James Jeffrey, for The American Conservative, appreciates the comic strip.
The newspaper comic strip section is a particularly and peculiarly American institution. I can’t deny that, being British, when I open the special Sunday edition comic pull-out—six pages’ worth, and all in color!—I feel a twinge of self-consciousness.
But I also won’t deny that I fight through that DNA-inscribed British snootiness to read on—and I’m always rewarded with more than just a chuckle. There’s plenty of underappreciated wisdom in the comic section.
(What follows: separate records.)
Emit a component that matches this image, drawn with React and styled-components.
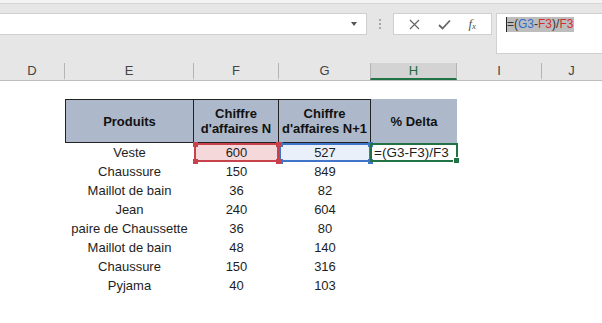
import React from 'react';
import styled, { createGlobalStyle } from 'styled-components';

const GlobalStyle = createGlobalStyle`
  html, body {
    margin: 0;
    padding: 0;
    background: #ffffff;
    overflow: hidden;
  }
  body {
    font-family: "Liberation Sans", Arial, sans-serif;
    color: #222;
  }
`;

const COLS = '65px 129px 85px 92px 86px 85px 1fr';

const Window = styled.div`
  width: 602px;
  height: 323px;
  overflow: hidden;
  background: #fff;
`;

const TopStrip = styled.div`
  height: 3px;
  background: #f3f3f3;
  border-bottom: 1px solid #d6d6d6;
`;

const FormulaArea = styled.div`
  display: flex;
  align-items: flex-start;
  height: 58px;
  padding-top: 9px;
  box-sizing: border-box;
  background: #e6e6e6;
`;

const NameBox = styled.div`
  width: 367px;
  height: 22px;
  box-sizing: border-box;
  background: #fff;
  border: 1px solid #d0d0d0;
  border-left: none;
  display: flex;
  align-items: center;
  justify-content: flex-end;
  padding-right: 9px;
`;

const DropArrow = styled.span`
  width: 0;
  height: 0;
  border-left: 3.5px solid transparent;
  border-right: 3.5px solid transparent;
  border-top: 4px solid #555;
`;

const Grip = styled.div`
  width: 26px;
  height: 22px;
  display: flex;
  flex-direction: column;
  align-items: center;
  justify-content: center;
  gap: 2px;

  span {
    width: 2px;
    height: 2px;
    background: #a8a8a8;
  }
`;

const Buttons = styled.div`
  width: 99px;
  height: 22px;
  box-sizing: border-box;
  background: #fff;
  border: 1px solid #d0d0d0;
  display: flex;
  align-items: center;
  justify-content: space-around;
  padding: 0 6px;
  color: #666;
`;

const Fx = styled.span`
  font-family: "Liberation Serif", "Times New Roman", serif;
  font-style: italic;
  font-size: 13px;
  color: #555;

  sub {
    font-size: 9px;
    vertical-align: -1px;
  }
`;

const FormulaBox = styled.div`
  flex: 1;
  margin-left: 4px;
  height: 41px;
  box-sizing: border-box;
  background: #fff;
  border: 1px solid #d0d0d0;
  border-right: none;
  padding: 3px 0 0 9px;
  font-size: 12px;
  line-height: 15px;
`;

const Highlight = styled.span`
  display: inline-block;
  background: #bdbdbd;
  color: #333;
  border-left: 1px solid #222;
  padding-right: 1px;
`;

const Ref = styled.span`
  color: ${({ $c }) => $c};
`;

const ColHeaders = styled.div`
  display: grid;
  grid-template-columns: ${COLS};
  height: 18px;
  background: #e6e6e6;
  border-bottom: 1px solid #bdbdbd;
`;

const ColLetter = styled.div`
  position: relative;
  display: flex;
  align-items: center;
  justify-content: center;
  font-size: 13px;
  color: ${({ $active }) => ($active ? '#1e6b40' : '#444')};
  background: ${({ $active }) => ($active ? '#d3d3d3' : 'transparent')};
  box-sizing: border-box;
  margin-top: 1px;
  border-right: 1px solid ${({ $sep }) => ($sep ? '#b4b4b4' : 'transparent')};
  border-bottom: 2px solid ${({ $active }) => ($active ? '#217346' : 'transparent')};
  ${({ $active }) => $active && 'border-left: 1px solid #b4b4b4; margin-left: -1px;'}
`;

const Sheet = styled.div`
  display: grid;
  grid-template-columns: ${COLS};
  grid-template-rows: 18px 44px;
  grid-auto-rows: 19px;
  font-size: 13px;
  color: #1e1e1e;
`;

const Cell = styled.div`
  position: relative;
  display: flex;
  align-items: center;
  justify-content: ${({ $left }) => ($left ? 'flex-start' : 'center')};
  white-space: nowrap;
  box-sizing: border-box;
  padding: ${({ $left }) => ($left ? '0 0 0 2px' : '0')};
  line-height: 19px;
`;

const HeadCell = styled.div`
  display: flex;
  align-items: center;
  justify-content: center;
  text-align: center;
  font-weight: bold;
  font-size: 13px;
  line-height: 15px;
  color: #111;
  background: #adb9ca;
  box-sizing: border-box;
  ${({ $boxed, $first }) =>
    $boxed &&
    `
    border-top: 1px solid #222;
    border-bottom: 1px solid #222;
    border-right: 1px solid #222;
    ${$first ? 'border-left: 1px solid #222;' : ''}
  `}
`;

const RefCell = styled(Cell)`
  background: ${({ $fill }) => $fill};
  border: 2px solid ${({ $line }) => $line};
  z-index: ${({ $z }) => $z || 1};
`;

const Handle = styled.span`
  position: absolute;
  width: 5px;
  height: 5px;
  background: ${({ $c }) => $c};
  ${({ $v }) => ($v === 't' ? 'top: -3.5px;' : 'bottom: -3.5px;')}
  ${({ $h }) => ($h === 'l' ? 'left: -3.5px;' : 'right: -3.5px;')}
`;

const ActiveCell = styled(Cell)`
  border: 2px solid #217346;
  margin-left: -1px;
  margin-right: -1px;
  padding-left: 2px;
  font-size: 13.5px;
  z-index: 3;
`;

const FillHandle = styled.span`
  position: absolute;
  right: -3px;
  bottom: -3px;
  width: 5px;
  height: 5px;
  background: #217346;
  border: 1px solid #fff;
  border-right: none;
  border-bottom: none;
`;

const Corners = ({ c }) => (
  <>
    <Handle $c={c} $v="t" $h="l" />
    <Handle $c={c} $v="t" $h="r" />
    <Handle $c={c} $v="b" $h="l" />
    <Handle $c={c} $v="b" $h="r" />
  </>
);

const rows = [
  ['Chaussure', 150, 849],
  ['Maillot de bain', 36, 82],
  ['Jean', 240, 604],
  ['paire de Chaussette', 36, 80],
  ['Maillot de bain', 48, 140],
  ['Chaussure', 150, 316],
  ['Pyjama', 40, 103],
];

const RED = '#c7424a';
const BLUE = '#3f74c9';

const App = () => (
  <Window>
    <GlobalStyle />
    <TopStrip />
    <FormulaArea>
      <NameBox>
        <DropArrow />
      </NameBox>
      <Grip>
        <span />
        <span />
        <span />
      </Grip>
      <Buttons>
        <svg width="11" height="11" viewBox="0 0 11 11">
          <path d="M1 1 L10 10 M10 1 L1 10" stroke="#666" strokeWidth="1.2" fill="none" />
        </svg>
        <svg width="13" height="11" viewBox="0 0 13 11">
          <path d="M1 6 L4.5 9.5 L12 1.5" stroke="#666" strokeWidth="1.8" fill="none" />
        </svg>
        <Fx>
          f<sub>x</sub>
        </Fx>
      </Buttons>
      <FormulaBox>
        <Highlight>
          =(<Ref $c="#2d6cd0">G3</Ref>-<Ref $c="#d32f2f">F3</Ref>)/<Ref $c="#d32f2f">F3</Ref>
        </Highlight>
      </FormulaBox>
    </FormulaArea>

    <ColHeaders>
      <ColLetter $sep>D</ColLetter>
      <ColLetter $sep>E</ColLetter>
      <ColLetter $sep>F</ColLetter>
      <ColLetter>G</ColLetter>
      <ColLetter $active $sep>H</ColLetter>
      <ColLetter $sep>I</ColLetter>
      <ColLetter>J</ColLetter>
    </ColHeaders>

    <Sheet>
      {/* row 1 */}
      <Cell style={{ gridColumn: '1 / -1' }} />

      {/* row 2: table header */}
      <Cell />
      <HeadCell $boxed $first>Produits</HeadCell>
      <HeadCell $boxed>
        Chiffre
        <br />
        d'affaires N
      </HeadCell>
      <HeadCell $boxed>
        Chiffre
        <br />
        d'affaires N+1
      </HeadCell>
      <HeadCell>% Delta</HeadCell>
      <Cell />
      <Cell />

      {/* row 3: formula being edited */}
      <Cell />
      <Cell>Veste</Cell>
      <RefCell $fill="#f5d8da" $line={RED} $z={2}>
        600
        <Corners c={RED} />
      </RefCell>
      <RefCell $fill="#eaf0f9" $line={BLUE}>
        527
        <Corners c={BLUE} />
      </RefCell>
      <ActiveCell $left>
        =(G3-F3)/F3
        <FillHandle />
      </ActiveCell>
      <Cell />
      <Cell />

      {rows.map(([name, n, n1], i) => (
        <React.Fragment key={i}>
          <Cell />
          <Cell>{name}</Cell>
          <Cell>{n}</Cell>
          <Cell>{n1}</Cell>
          <Cell />
          <Cell />
          <Cell />
        </React.Fragment>
      ))}
    </Sheet>
  </Window>
);

export default App;
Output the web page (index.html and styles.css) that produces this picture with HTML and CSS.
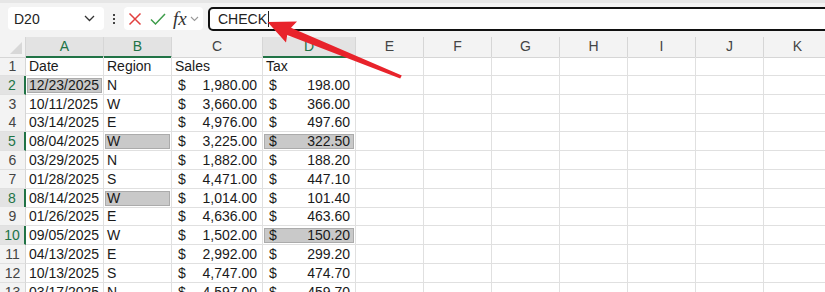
FILE: index.html
```html
<!DOCTYPE html>
<html>
<head>
<meta charset="utf-8">
<link rel="stylesheet" href="styles.css">
</head>
<body>
<div class="app">
  <div class="toolbar">
    <div class="namebox">
      <span class="nb-text">D20</span>
      <svg class="chev" width="11" height="7" viewBox="0 0 11 7"><path d="M1 1 L5.5 5.5 L10 1" fill="none" stroke="#333" stroke-width="1.3"/></svg>
    </div>
    <div class="dots"><i></i><i></i><i></i></div>
    <div class="fxbox">
      <svg class="ic" width="14" height="14" viewBox="0 0 14 14"><path d="M1.5 1.5 L12.5 12.5 M12.5 1.5 L1.5 12.5" stroke="#e2403f" stroke-width="1.5" fill="none"/></svg>
      <svg class="ic" width="16" height="14" viewBox="0 0 16 14"><path d="M1 7.5 L5.5 12 L15 2" stroke="#3d9c4a" stroke-width="1.5" fill="none"/></svg>
      <span class="fx">fx</span>
      <svg class="chev2" width="9" height="6" viewBox="0 0 9 6"><path d="M1 1 L4.5 4.5 L8 1" fill="none" stroke="#999" stroke-width="1.1"/></svg>
    </div>
    <div class="formula"><span class="ftext">CHECK</span><span class="caret"></span></div>
  </div>

  <div class="sheet">
    <div class="row head">
      <div class="corner"><span class="tri"></span></div>
      <div class="ch sel">A</div>
      <div class="ch sel">B</div>
      <div class="ch">C</div>
      <div class="ch sel">D</div>
      <div class="ch-rest"><span>E</span><span>F</span><span>G</span><span>H</span><span>I</span><span>J</span><span>K</span></div>
    </div>

    <div class="row"><div class="rh">1</div><div class="c">Date</div><div class="c">Region</div><div class="c">Sales</div><div class="c">Tax</div><div class="rest"></div></div>
    <div class="row"><div class="rh sel">2</div><div class="c hl"><span>12/23/2025</span></div><div class="c">N</div><div class="c m"><span>$</span><span>1,980.00</span></div><div class="c m"><span>$</span><span>198.00</span></div><div class="rest"></div></div>
    <div class="row"><div class="rh">3</div><div class="c">10/11/2025</div><div class="c">W</div><div class="c m"><span>$</span><span>3,660.00</span></div><div class="c m"><span>$</span><span>366.00</span></div><div class="rest"></div></div>
    <div class="row"><div class="rh">4</div><div class="c">03/14/2025</div><div class="c">E</div><div class="c m"><span>$</span><span>4,976.00</span></div><div class="c m"><span>$</span><span>497.60</span></div><div class="rest"></div></div>
    <div class="row"><div class="rh sel">5</div><div class="c">08/04/2025</div><div class="c hl"><span>W</span></div><div class="c m"><span>$</span><span>3,225.00</span></div><div class="c m hl"><span>$</span><span>322.50</span></div><div class="rest"></div></div>
    <div class="row"><div class="rh">6</div><div class="c">03/29/2025</div><div class="c">N</div><div class="c m"><span>$</span><span>1,882.00</span></div><div class="c m"><span>$</span><span>188.20</span></div><div class="rest"></div></div>
    <div class="row"><div class="rh">7</div><div class="c">01/28/2025</div><div class="c">S</div><div class="c m"><span>$</span><span>4,471.00</span></div><div class="c m"><span>$</span><span>447.10</span></div><div class="rest"></div></div>
    <div class="row"><div class="rh sel">8</div><div class="c">08/14/2025</div><div class="c hl"><span>W</span></div><div class="c m"><span>$</span><span>1,014.00</span></div><div class="c m"><span>$</span><span>101.40</span></div><div class="rest"></div></div>
    <div class="row"><div class="rh">9</div><div class="c">01/26/2025</div><div class="c">E</div><div class="c m"><span>$</span><span>4,636.00</span></div><div class="c m"><span>$</span><span>463.60</span></div><div class="rest"></div></div>
    <div class="row"><div class="rh sel">10</div><div class="c">09/05/2025</div><div class="c">W</div><div class="c m"><span>$</span><span>1,502.00</span></div><div class="c m hl"><span>$</span><span>150.20</span></div><div class="rest"></div></div>
    <div class="row"><div class="rh">11</div><div class="c">04/13/2025</div><div class="c">E</div><div class="c m"><span>$</span><span>2,992.00</span></div><div class="c m"><span>$</span><span>299.20</span></div><div class="rest"></div></div>
    <div class="row"><div class="rh">12</div><div class="c">10/13/2025</div><div class="c">S</div><div class="c m"><span>$</span><span>4,747.00</span></div><div class="c m"><span>$</span><span>474.70</span></div><div class="rest"></div></div>
    <div class="row"><div class="rh">13</div><div class="c">03/17/2025</div><div class="c">N</div><div class="c m"><span>$</span><span>4,597.00</span></div><div class="c m"><span>$</span><span>459.70</span></div><div class="rest"></div></div>
  </div>

  <svg class="arrow" width="825" height="292" viewBox="0 0 825 292">
    <polygon points="267.5,22 297,21.5 291,27.8 401.8,75.4 400.2,78.6 287.2,35 286,42.5" fill="#e8232b"/>
  </svg>
</div>
</body>
</html>
```

FILE: styles.css
```css
* { box-sizing: border-box; }
html, body { margin: 0; padding: 0; }
body {
  width: 825px;
  height: 292px;
  overflow: hidden;
  background: #ffffff;
  font-family: "Liberation Sans", Arial, sans-serif;
  font-size: 14px;
  color: #1a1a1a;
}
.app { position: relative; width: 825px; height: 292px; overflow: hidden; }

/* toolbar */
.toolbar {
  height: 37px;
  display: flex;
  align-items: center;
  padding-left: 8px;
  background: #f3f3f3;
  border-top: 3px solid #e6e6e6;
}
.namebox {
  width: 96px;
  height: 23px;
  background: #fff;
  border-radius: 4px;
  display: flex;
  align-items: center;
  justify-content: space-between;
  padding: 0 9px 0 6px;
  margin-top: -3px;
}
.nb-text { font-size: 14px; color: #222; }
.dots {
  width: 20px;
  display: flex;
  flex-direction: column;
  align-items: center;
  gap: 2px;
  margin-top: -3px;
}
.dots i { display: block; width: 2px; height: 2px; background: #444; }
.fxbox {
  width: 79px;
  height: 23px;
  background: #fff;
  border-radius: 4px;
  display: flex;
  align-items: center;
  padding: 0 4px;
  gap: 8px;
  margin-top: -3px;
}
.fx {
  font-family: "Liberation Serif", "Times New Roman", serif;
  font-style: italic;
  font-size: 19px;
  line-height: 20px;
  color: #333;
  margin-left: -1px;
}
.chev2 { margin-left: -5px; }
.formula {
  flex: 1;
  height: 24px;
  margin-left: 5px;
  margin-right: -10px;
  margin-top: -3px;
  background: #fff;
  border: 2px solid #111;
  border-radius: 5px 0 0 5px;
  display: flex;
  align-items: center;
  padding-left: 8px;
}
.ftext { color: #222; font-size: 14px; }
.caret { display: inline-block; width: 1px; height: 16px; background: #222; margin-left: 1px; }

/* sheet */
.sheet { display: flex; flex-direction: column; }
.row {
  display: grid;
  grid-template-columns: 26px 78px 68px 91px 93px 1fr;
  height: 18.8px;
}
.row.head { height: 20px; }
.corner {
  position: relative;
  background: #f3f3f3;
  border-right: 1px solid #d6d6d6;
  border-bottom: 1px solid #d6d6d6;
}
.tri {
  position: absolute;
  right: 3px;
  bottom: 3px;
  width: 0; height: 0;
  border-left: 12px solid transparent;
  border-bottom: 12px solid #d8d8d8;
}
.ch {
  background: #f3f3f3;
  border-right: 1px solid #d6d6d6;
  border-bottom: 1px solid #d6d6d6;
  color: #444;
  text-align: center;
  line-height: 19px;
}
.ch.sel {
  background: #e3e3e3;
  color: #217346;
  border-bottom: 2px solid #217346;
}
.ch-rest {
  display: flex;
  background: #f3f3f3;
  border-bottom: 1px solid #d6d6d6;
}
.ch-rest span {
  flex: 0 0 68px;
  text-align: center;
  line-height: 19px;
  color: #444;
  border-right: 1px solid #d6d6d6;
}
.rh {
  background: #f3f3f3;
  border-right: 1px solid #d6d6d6;
  border-bottom: 1px solid #e0e0e0;
  color: #444;
  text-align: center;
  line-height: 18px;
}
.rh.sel {
  background: #e3e3e3;
  color: #217346;
  border-right: 2px solid #217346;
}
.c {
  border-right: 1px solid #e0e0e0;
  border-bottom: 1px solid #e0e0e0;
  padding: 0 2px 0 3px;
  line-height: 18px;
  white-space: nowrap;
  position: relative;
}
.c.m {
  display: flex;
  justify-content: space-between;
  padding: 0 5px 0 6px;
}
.c.hl::before {
  content: "";
  position: absolute;
  left: 1px; right: 1px; top: 2px; bottom: 1px;
  background: #c9c9c9;
  border: 1px solid #ababab;
}
.c.hl span { position: relative; }
.rest {
  border-bottom: 1px solid #e0e0e0;
  background: repeating-linear-gradient(to right, transparent 0, transparent 67px, #e0e0e0 67px, #e0e0e0 68px);
}
.arrow { position: absolute; left: 0; top: 0; pointer-events: none; }
```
Snoopy’s philosophizing in Peanuts alone is enough to justify checking in. By way of illustration in a recent panel: Charlie Brown and Linus are strolling past Snoopy. “Do you ever feel like running away?” says Linus, to which Charlie Brown replies, “Of course…sometimes I feel like I want to run away from everything.” Snoopy watches them walk on before thinking to himself: “I remember having that feeling once when I was at the Daisy Hill Puppy Farm…I climbed over the fence, but I was still in the world.”
Though, as Jeffrey notes, not everyone is taken with the art form:
American writer Paul Fussell has no time for newspaper comic strips in his 1991 book Bad, Or The Dumbing of America. He says that when it comes to the worst newspapers in the country, “By their features ye shall know them: comic strips…and daily horoscopes.”
Fussell’s wider point about comic strips being an example of the atrophying of serious reading habits, set within a general malaise that afflicts the newspaper industry, has credence. Nevertheless, I think the situation has changed. At least regarding comic strips, the decline of newspapers and discerning content continues and doesn’t show much sign of abating as media conglomerates purchase papers to extract maximum revenue from minimum resources.
Read James Jeffrey’s full essay, which ends with this maxim:
“[A]lways remember to keep a sense of humor. Otherwise you’ll be fucked.”